The warmth surged so strongly that Kael gasped. It wasn't painful—but it was overwhelming, a wave of heat that seemed to confirm everything Vessen had just said.

"The girl," Vessen continued. "Ember. I believe she may be carrying something similar. A different piece, perhaps, but from the same source. That would explain the connection between you—why you felt compelled to protect her, why you could sense her importance even without understanding it."

"So we're both... what? Containers for divine fragments?"

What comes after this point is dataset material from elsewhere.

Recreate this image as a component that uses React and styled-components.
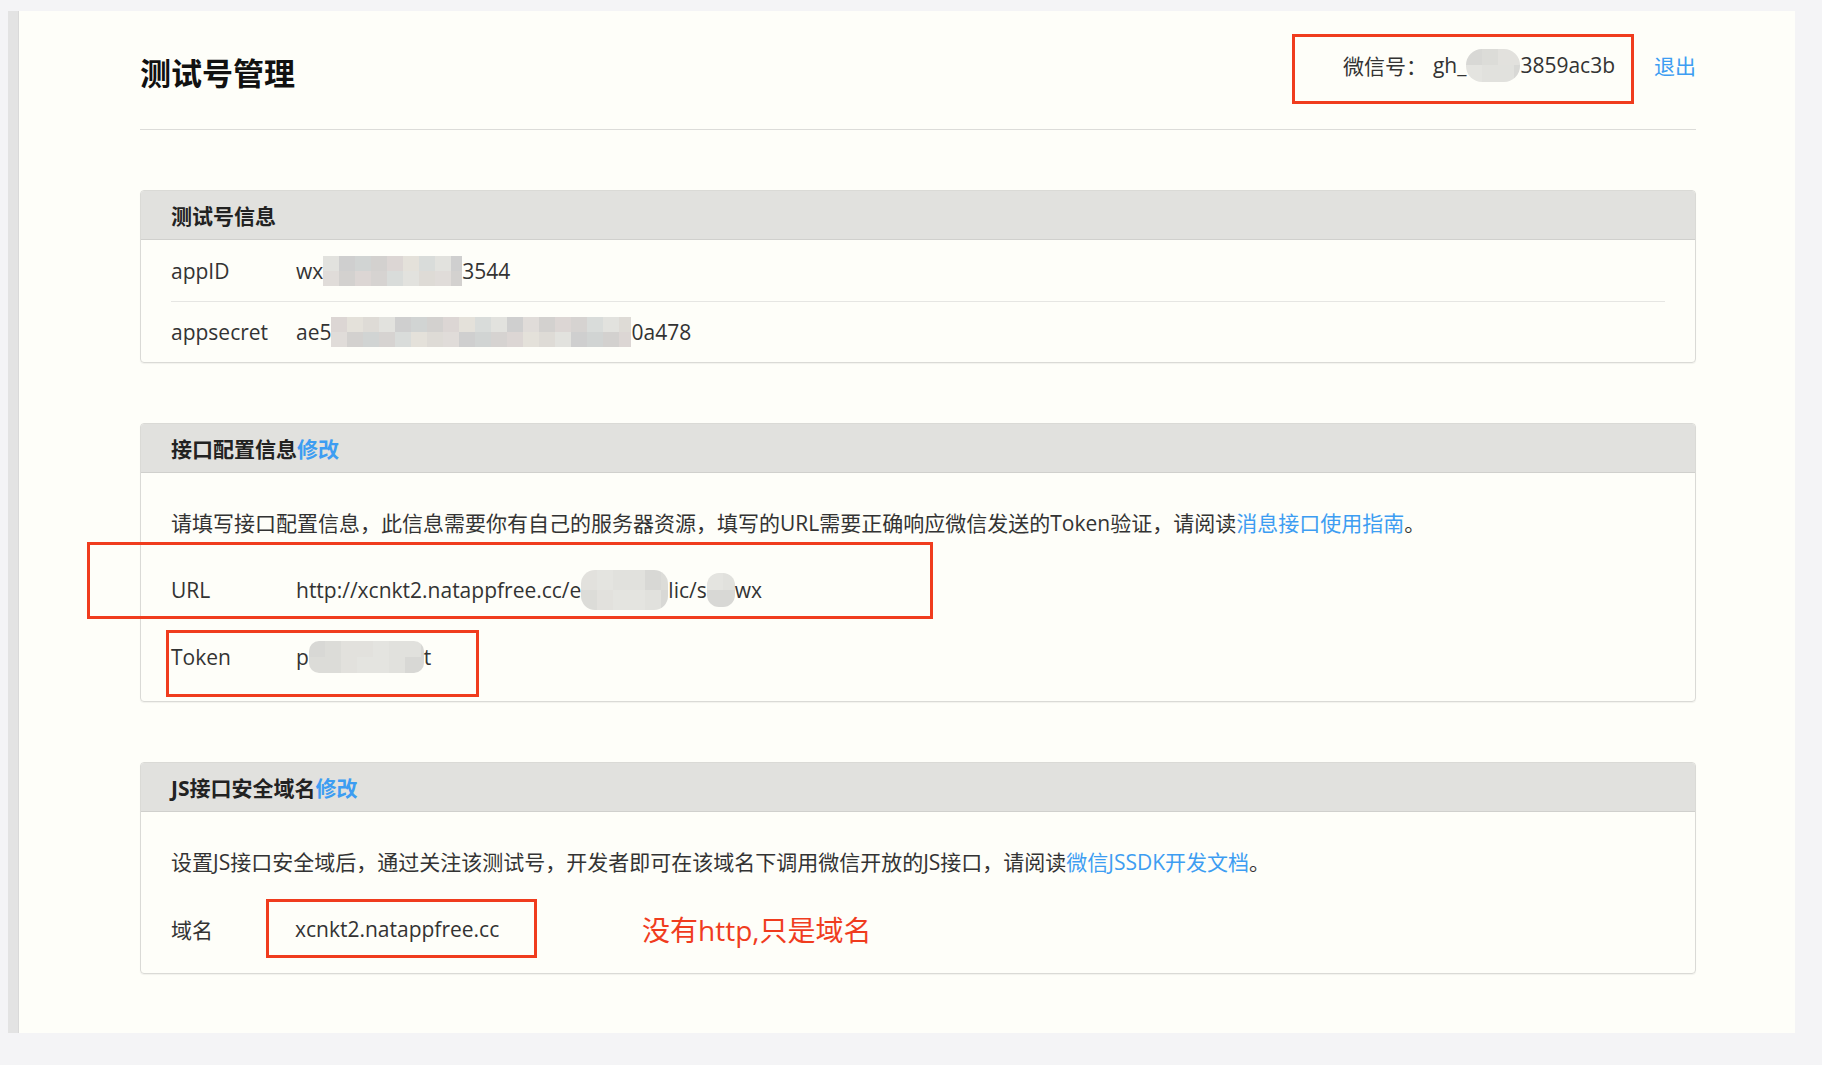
import styled, { createGlobalStyle } from 'styled-components';

const GlobalStyle = createGlobalStyle`
  html, body {
    margin: 0;
    padding: 0;
    background: #f4f4f6;
  }
  body {
    font-family: "Open Sans", "Noto Sans CJK SC", sans-serif;
    color: #333;
  }
`;

const GRAYS = ['#d6d3d1', '#dedbd6', '#d1d4d3', '#e4e1da', '#cfcfcf', '#dcd6d4', '#e2e2de', '#d3d1cf', '#d9dcda', '#e0dcd9'];
const SOFT = ['#e1e1dd', '#dcdcd8', '#e4e4e0', '#d8d8d5', '#e2e1dd'];

function Mosaic({ width, height, round = 0, soft = false, seed = 0 }) {
  const cols = Math.ceil(width / 16);
  const palette = soft ? SOFT : GRAYS;
  const cells = [];
  for (let i = 0; i < cols * 2; i++) {
    cells.push(palette[(i * 7 + seed * 3 + (i % 3)) % palette.length]);
  }
  return (
    <MosaicBox $w={width} $h={height} $round={round} $cols={cols}>
      {cells.map((c, i) => (
        <MosaicCell key={i} $c={c} />
      ))}
    </MosaicBox>
  );
}

function App() {
  return (
    <>
      <GlobalStyle />
      <Page>
        <SideEdge />
        <Panel>
          <TopBar>
            <PageTitle>测试号管理</PageTitle>
            <Account>
              <AccountBox>
                <AccountKey>微信号：</AccountKey>
                gh_
                <Mosaic width={54} height={33} round={16} soft seed={1} />
                3859ac3b
              </AccountBox>
              <Logout>退出</Logout>
            </Account>
          </TopBar>

          <Section>
            <SectionHead>测试号信息</SectionHead>
            <InfoList>
              <InfoRow>
                <Label>appID</Label>
                <Value>
                  wx
                  <Mosaic width={139} height={30} seed={2} />
                  3544
                </Value>
              </InfoRow>
              <InfoRow>
                <Label>appsecret</Label>
                <Value>
                  ae5
                  <Mosaic width={300} height={30} seed={5} />
                  0a478
                </Value>
              </InfoRow>
            </InfoList>
          </Section>

          <Section>
            <SectionHead>
              接口配置信息<Link>修改</Link>
            </SectionHead>
            <SectionBody>
              <Line $h={69}>
                请填写接口配置信息，此信息需要你有自己的服务器资源，填写的URL需要正确响应微信发送的Token验证，请阅读
                <Link>消息接口使用指南</Link>。
              </Line>
              <Line>
                <Label>URL</Label>
                <Value>
                  http://xcnkt2.natappfree.cc/e
                  <Mosaic width={87} height={40} round={14} soft seed={3} />
                  lic/s
                  <Mosaic width={28} height={34} round={12} soft seed={4} />
                  wx
                </Value>
                <Mark $top={-14} $left={-84} $w={846} $h={77} />
              </Line>
              <Line>
                <Label>Token</Label>
                <Value>
                  p
                  <Mosaic width={115} height={32} round={10} soft seed={6} />
                  t
                </Value>
                <Mark $top={7} $left={-5} $w={313} $h={67} />
              </Line>
            </SectionBody>
          </Section>

          <Section>
            <SectionHead>
              JS接口安全域名<Link>修改</Link>
            </SectionHead>
            <SectionBody>
              <Line $h={69}>
                设置JS接口安全域后，通过关注该测试号，开发者即可在该域名下调用微信开放的JS接口，请阅读
                <Link>微信JSSDK开发文档</Link>。
              </Line>
              <Line>
                <Label>域名</Label>
                <DomainBox>xcnkt2.natappfree.cc</DomainBox>
                <Note>没有http,只是域名</Note>
              </Line>
            </SectionBody>
          </Section>
        </Panel>
      </Page>
    </>
  );
}

export default App;

const Page = styled.div`
  display: flex;
  padding: 11px 27px 32px 8px;
  min-height: 1065px;
  box-sizing: border-box;
`;

const SideEdge = styled.div`
  width: 11px;
  background: #e3e3e3;
  border-right: 1px solid #d9d9d9;
  box-sizing: border-box;
`;

const Panel = styled.main`
  flex: 1;
  background: #fefef9;
  padding: 0 99px 59px 121px;
`;

const TopBar = styled.header`
  display: flex;
  justify-content: space-between;
  align-items: flex-start;
  height: 119px;
  box-sizing: border-box;
  border-bottom: 1px solid #dcdcd9;
`;

const PageTitle = styled.h1`
  margin: 42px 0 0;
  font-size: 31px;
  line-height: 40px;
  font-weight: 700;
  color: #111;
`;

const Account = styled.div`
  display: flex;
  align-items: center;
  gap: 20px;
  margin-top: 23px;
`;

const AccountBox = styled.div`
  display: flex;
  align-items: center;
  width: 342px;
  height: 70px;
  box-sizing: border-box;
  border: 3px solid #f03c1e;
  padding: 0 16px 8px 0;
  justify-content: flex-end;
  font-size: 21px;
  color: #333;
  white-space: nowrap;
`;

const AccountKey = styled.span`
  margin-right: 6px;
`;

const Logout = styled.a`
  font-size: 21px;
  color: #3d9df2;
  padding-bottom: 8px;
  cursor: pointer;
`;

const Section = styled.section`
  margin-top: 60px;
  border: 1px solid #dadad6;
  border-radius: 4px;
  box-shadow: 0 1px 1px rgba(0, 0, 0, 0.05);
`;

const SectionHead = styled.h2`
  margin: 0;
  height: 49px;
  box-sizing: border-box;
  display: flex;
  align-items: center;
  padding-left: 30px;
  background: #e1e1de;
  border-bottom: 1px solid #d0d0cd;
  border-radius: 3px 3px 0 0;
  font-size: 21px;
  font-weight: 700;
  color: #222;
`;

const InfoList = styled.div`
  padding: 0 30px;
`;

const InfoRow = styled.div`
  display: flex;
  align-items: center;
  height: 61px;
  box-sizing: border-box;
  font-size: 21px;
  & + & {
    border-top: 1px solid #e6e6e3;
  }
`;

const SectionBody = styled.div`
  padding: 14px 30px 11px;
`;

const Line = styled.div`
  position: relative;
  display: flex;
  align-items: center;
  height: ${(p) => p.$h || 67}px;
  font-size: 21px;
  color: #333;
  white-space: nowrap;
`;

const Label = styled.span`
  width: 125px;
  flex-shrink: 0;
`;

const Value = styled.span`
  display: flex;
  align-items: center;
`;

const Link = styled.a`
  color: #3d9df2;
  cursor: pointer;
`;

const Mark = styled.span`
  position: absolute;
  top: ${(p) => p.$top}px;
  left: ${(p) => p.$left}px;
  width: ${(p) => p.$w}px;
  height: ${(p) => p.$h}px;
  border: 3px solid #f03c1e;
  box-sizing: border-box;
  pointer-events: none;
`;

const DomainBox = styled.span`
  display: flex;
  align-items: center;
  margin-left: -30px;
  width: 271px;
  height: 59px;
  box-sizing: border-box;
  padding-left: 26px;
  border: 3px solid #f03c1e;
`;

const Note = styled.span`
  margin-left: 105px;
  font-size: 28px;
  color: #f03c1e;
`;

const MosaicBox = styled.span`
  display: inline-grid;
  grid-template-columns: repeat(${(p) => p.$cols}, 16px);
  grid-template-rows: 1fr 1fr;
  width: ${(p) => p.$w}px;
  height: ${(p) => p.$h}px;
  border-radius: ${(p) => p.$round}px;
  overflow: hidden;
  flex-shrink: 0;
`;

const MosaicCell = styled.span`
  background: ${(p) => p.$c};
`;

"Possibly. The records are unclear on many points." Vessen leaned forward. "But there's something else. Something I need you to understand."

"What?"

"The Harbingers from the Reckoning—the ones who carried these fragments..." Her hollow eyes met his. "Most of them didn't survive. The power they carried was too great. It consumed them, or transformed them, or simply... burned them out. The few who did survive were never the same. They became something other than human."

The cold threaded through Kael's chest, sharp and warning.

"You're saying this thing might kill me."

"I'm saying we don't know what it will do. The presence inside you chose you for a reason—or was placed in you for a reason. Until we understand what that reason is, we're operating blind." Vessen stood. "I'll continue researching. But Kael—I need you to be honest with me. About everything you experience, everything you feel, everything you learn. If we're going to navigate this safely, I need complete information."

"I understand."

"Good." She moved toward the door, then paused. "The girl. How is she?"

"Adjusting. She's smart—smarter than she should be, given what she's been through. And she's observant. She noticed my reactions to the presence before I even realized I was having them."

"Interesting." Vessen filed that away. "Keep watching her. If she is carrying a similar fragment, the changes in her may be slower to manifest—but they will come eventually."

She left without saying goodbye.

Kael sat in the growing darkness of his room, feeling the warmth and cold shift inside him like tides responding to an invisible moon.

Harbinger, he thought. Piece of a god.

The warmth pulsed. And for just a moment, he could have sworn it felt like welcome.